Another book worth reading is Peter Norvig’s ‘Artificial Intelligence: A Modern Approach’, according to Alex Lavin, software engineer at Numenta.
“It’s important to fundamentally understand the algorithms you’ll be using, otherwise every machine learning method is a black box and the best you can do is blindly throw them at problems… You’re going to fail, often, but that’s how to best learn machine learning techniques,” he adds.
It’s also important to step back and first answer the ‘why’ before the ‘how’, according to Jones.
“The key thing to do before jumping in is really think about what you want to achieve and how you define success. It can be a business problem, a personal challenge or an interest. But once you identify that, it can really help to focus efforts and decide the next step,” he explains.
Machine learning: best programming languages
“Python, without a doubt. Most machine learning and data analytics toolkits are in Python and it has a huge, helpful community,” says Lavin.
Both Jones and Ramanujan agree Python should be the go-to language for developers hoping to build machine learning platforms. It should be comfortable and familiar for most developers and means that many of them won’t need to learn a new language, says Jones.
“It’s highly readable and is easy to learn… libraries such as theano and Google’s TensorFlow that are used in bleeding edge ‘deep learning’ systems are also Python-based. You are unlikely to outgrow Python anytime soon,” Ramanujan says.
Jones suggests it’s worth checking out another language called ‘R’.
“R has more complete, complex and in-depth machine learning capabilities. It’s the way to go if you can. However, you aren’t pinned down to these things, these are lots of ML models that use Python,” he explains.
Machine learning: best tools
The tools you will need depend on the problems you are trying to solve and the data you are dealing with. However, “open source reigns supreme”, according to Lavin.
He recommends Scikit-learn for its broad range of machine learning and data analytics tools, plus mlpack for C++ developers, NLTK for natural language processing methods and NuPIC for streaming analytics.
For deep learning, it’s worth taking a look at Theano, Neon, Google TensorFlow and deeplearning4j, Lavin adds.
There are various other skills you’ll need to have, according to Ramanujan: data manipulation skills, basic statistical analysis and data visualisation, for example.
To implement large big data/machine learning pipelines you also need to be familiar with a distributed computing network like Apache Spark, he says.

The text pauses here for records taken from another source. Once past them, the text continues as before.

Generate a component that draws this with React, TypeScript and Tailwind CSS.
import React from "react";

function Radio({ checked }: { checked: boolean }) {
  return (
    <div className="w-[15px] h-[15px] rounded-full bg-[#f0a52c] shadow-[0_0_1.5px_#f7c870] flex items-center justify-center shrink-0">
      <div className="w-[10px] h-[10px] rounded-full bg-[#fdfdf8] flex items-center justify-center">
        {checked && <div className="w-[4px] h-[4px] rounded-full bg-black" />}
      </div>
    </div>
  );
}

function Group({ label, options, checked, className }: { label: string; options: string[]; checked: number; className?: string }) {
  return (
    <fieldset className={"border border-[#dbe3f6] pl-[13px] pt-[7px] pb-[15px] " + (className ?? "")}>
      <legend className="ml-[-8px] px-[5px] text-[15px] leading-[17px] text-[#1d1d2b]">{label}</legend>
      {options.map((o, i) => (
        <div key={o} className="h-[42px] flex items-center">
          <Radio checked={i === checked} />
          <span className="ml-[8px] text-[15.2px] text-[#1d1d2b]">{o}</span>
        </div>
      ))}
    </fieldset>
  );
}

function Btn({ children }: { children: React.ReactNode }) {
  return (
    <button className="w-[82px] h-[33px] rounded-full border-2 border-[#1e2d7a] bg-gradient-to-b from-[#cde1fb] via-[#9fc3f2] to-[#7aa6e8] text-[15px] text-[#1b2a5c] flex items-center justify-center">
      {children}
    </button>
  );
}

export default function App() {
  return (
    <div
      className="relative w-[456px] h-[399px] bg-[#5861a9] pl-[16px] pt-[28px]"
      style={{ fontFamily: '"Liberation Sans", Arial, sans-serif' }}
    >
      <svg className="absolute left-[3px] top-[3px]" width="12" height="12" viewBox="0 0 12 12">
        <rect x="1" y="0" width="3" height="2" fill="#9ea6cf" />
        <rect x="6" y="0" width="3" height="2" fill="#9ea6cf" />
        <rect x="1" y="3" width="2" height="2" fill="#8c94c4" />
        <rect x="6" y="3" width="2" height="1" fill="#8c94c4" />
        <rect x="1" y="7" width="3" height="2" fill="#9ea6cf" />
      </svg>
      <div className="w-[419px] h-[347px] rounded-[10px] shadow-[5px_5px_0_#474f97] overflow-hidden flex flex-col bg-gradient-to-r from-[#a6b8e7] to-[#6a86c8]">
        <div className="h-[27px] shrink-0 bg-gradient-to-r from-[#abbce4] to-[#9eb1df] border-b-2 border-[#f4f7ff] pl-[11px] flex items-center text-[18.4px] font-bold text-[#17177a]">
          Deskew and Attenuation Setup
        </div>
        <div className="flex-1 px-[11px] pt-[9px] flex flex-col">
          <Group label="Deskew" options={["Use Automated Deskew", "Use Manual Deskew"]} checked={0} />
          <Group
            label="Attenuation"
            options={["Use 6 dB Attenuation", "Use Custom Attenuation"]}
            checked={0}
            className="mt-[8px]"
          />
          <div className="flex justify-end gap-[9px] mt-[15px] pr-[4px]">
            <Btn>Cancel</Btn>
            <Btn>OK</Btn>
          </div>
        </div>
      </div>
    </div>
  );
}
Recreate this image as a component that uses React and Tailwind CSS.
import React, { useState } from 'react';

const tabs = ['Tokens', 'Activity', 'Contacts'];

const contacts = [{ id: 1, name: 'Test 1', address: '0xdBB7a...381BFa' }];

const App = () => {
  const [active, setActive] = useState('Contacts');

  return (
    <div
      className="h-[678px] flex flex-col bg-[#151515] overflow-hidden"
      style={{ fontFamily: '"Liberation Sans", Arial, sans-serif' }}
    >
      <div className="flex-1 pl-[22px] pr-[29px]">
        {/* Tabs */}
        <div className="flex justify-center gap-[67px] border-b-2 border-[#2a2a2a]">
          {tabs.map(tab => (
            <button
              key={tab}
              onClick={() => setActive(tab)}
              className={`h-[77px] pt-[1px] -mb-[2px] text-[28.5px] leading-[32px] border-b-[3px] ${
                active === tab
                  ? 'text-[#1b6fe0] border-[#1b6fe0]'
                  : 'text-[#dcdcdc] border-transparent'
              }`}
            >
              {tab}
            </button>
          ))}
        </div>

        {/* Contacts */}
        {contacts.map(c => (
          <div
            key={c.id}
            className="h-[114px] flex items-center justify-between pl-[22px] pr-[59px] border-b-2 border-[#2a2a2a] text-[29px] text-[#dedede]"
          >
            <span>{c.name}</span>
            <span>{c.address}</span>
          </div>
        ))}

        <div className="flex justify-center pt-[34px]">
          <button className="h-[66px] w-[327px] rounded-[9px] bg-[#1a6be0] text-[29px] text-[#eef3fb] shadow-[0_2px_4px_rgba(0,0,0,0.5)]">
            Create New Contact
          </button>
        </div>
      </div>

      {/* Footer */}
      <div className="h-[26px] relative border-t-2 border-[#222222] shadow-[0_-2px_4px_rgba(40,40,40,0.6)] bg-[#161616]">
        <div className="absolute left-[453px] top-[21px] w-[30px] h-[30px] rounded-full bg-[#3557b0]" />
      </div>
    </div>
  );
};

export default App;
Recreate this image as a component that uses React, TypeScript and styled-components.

A number of big technology companies have released their own machine learning toolkits which are well worth tinkering with, according to Jones. As well as Google TensorFlow, there is Amazon Machine Learning, IBM Watson and Facebook’s ‘FBLearner Flow’, all of which are open source and available for free.
“That removes that barrier of having to spend a huge amount of capital to invest in AI. Once you decide what you want to do, you really want to start experimenting with which work best for your needs,” he says.
Machine learning: how to set up a framework
The first and most important step is to understand the problem you are trying to solve, according to both Lavin and Ramanujan. This saves an awful lot of dissatisfaction and frustration further down the line.
It also involves an understanding of the relative strengths and weaknesses of the different machine learning methods described above, Ramanujan says.
There are basically six steps you need to follow when setting up a machine learning framework, Lavin says:
- Define the problem
- Analyse and prepare the data
- Select algorithms
- Run and evaluate the algorithms
- Improve the results with focused experiments
- Finalise results with fine tuning
It is crucial that you really understand the data before starting to experiment with algorithms as otherwise you can have no realistic confidence in the resultant quality or reliability, he explains.
Lavin adds: “For the algorithms that are suitable for your problem and data, there are many criteria to consider: reliability, efficiency, scalability, and so on. Keep in mind any given method (e.g. deep learning) is not a hammer for every nail.
“I often see engineers are dissatisfied with their results because they immediately throw deep learning models at their data without first understanding the real problem.”
Lavin offers one last tip: if you plan to share or deploy this machine learning framework, document everything you do. This will become invaluable for you and other engineers further down the line.